- _EXERCISE REQUIREMENTS_: Copy every line that mentions the word "this".

※ ※ ※

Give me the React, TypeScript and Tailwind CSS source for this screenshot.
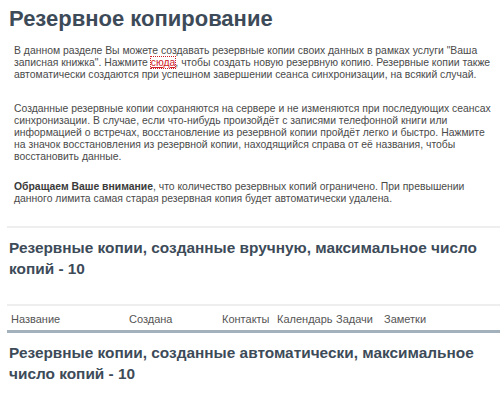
export default function App() {
  const cols = [
    { label: "Название", w: "w-[118px]" },
    { label: "Создана", w: "w-[93px]" },
    { label: "Контакты", w: "w-[55px]" },
    { label: "Календарь", w: "w-[59px]" },
    { label: "Задачи", w: "w-[48px]" },
    { label: "Заметки", w: "w-[60px]" },
  ];

  return (
    <div className="w-[500px] h-[394px] overflow-hidden bg-white font-['Liberation_Sans',Arial,sans-serif]">
      <h1 className="pl-[9px] pt-[5px] text-[22px] leading-[28px] font-bold text-[#3d4b59]">
        Резервное копирование
      </h1>

      <div className="pl-[14px] pt-[12px] text-[10.4px] leading-[12px] whitespace-nowrap text-[#4a4a4a]">
        <p>
          В данном разделе Вы можете создавать резервные копии своих данных в рамках услуги "Ваша
          <br />
          записная книжка". Нажмите{" "}
          <a className="text-[#d0202a] underline outline outline-1 outline-dotted outline-[#d0202a]">
            сюда
          </a>
          , чтобы создать новую резервную копию. Резервные копии также
          <br />
          автоматически создаются при успешном завершении сеанса синхронизации, на всякий случай.
        </p>
        <p className="mt-[22px]">
          Созданные резервные копии сохраняются на сервере и не изменяются при последующих сеансах
          <br />
          синхронизации. В случае, если что-нибудь произойдёт с записями телефонной книги или
          <br />
          информацией о встречах, восстановление из резервной копии пройдёт легко и быстро. Нажмите
          <br />
          на значок восстановления из резервной копии, находящийся справа от её названия, чтобы
          <br />
          восстановить данные.
        </p>
        <p className="mt-[18px]">
          <b className="text-[#3a3a3a]">Обращаем Ваше внимание</b>, что количество резервных копий
          ограничено. При превышении
          <br />
          данного лимита самая старая резервная копия будет автоматически удалена.
        </p>
      </div>

      <div className="ml-[7px] mt-[21px] border-t-2 border-[#eeeeee]">
        <h2 className="pl-[2px] pt-[9px] pb-[25px] text-[15.4px] leading-[21px] font-bold text-[#3d4b59]">
          Резервные копии, созданные вручную, максимальное число копий - 10
        </h2>
      </div>

      <div className="ml-[7px] border-t-2 border-[#eeeeee]">
        <div className="flex pl-[4px] pt-[7px] pb-[5px] text-[11px] leading-[12px] text-[#555] border-b-[3px] border-[#a3b1bd]">
          {cols.map((c) => (
            <span key={c.label} className={c.w}>
              {c.label}
            </span>
          ))}
        </div>
        <h2 className="pl-[2px] pt-[9px] text-[15.4px] leading-[21px] font-bold text-[#3d4b59]">
          Резервные копии, созданные автоматически, максимальное число копий -
          10
        </h2>
      </div>
    </div>
  );
}
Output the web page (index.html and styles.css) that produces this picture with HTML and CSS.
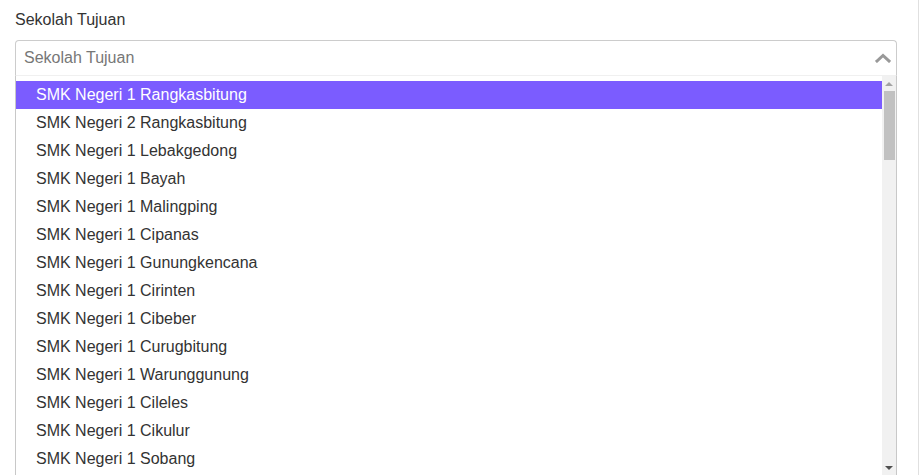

※ ※ ※

- _SOLVED EXERCISE_:
Give me the React, TypeScript and Tailwind CSS source for this screenshot.
Output the web page (index.html and styles.css) that produces this picture with HTML and CSS.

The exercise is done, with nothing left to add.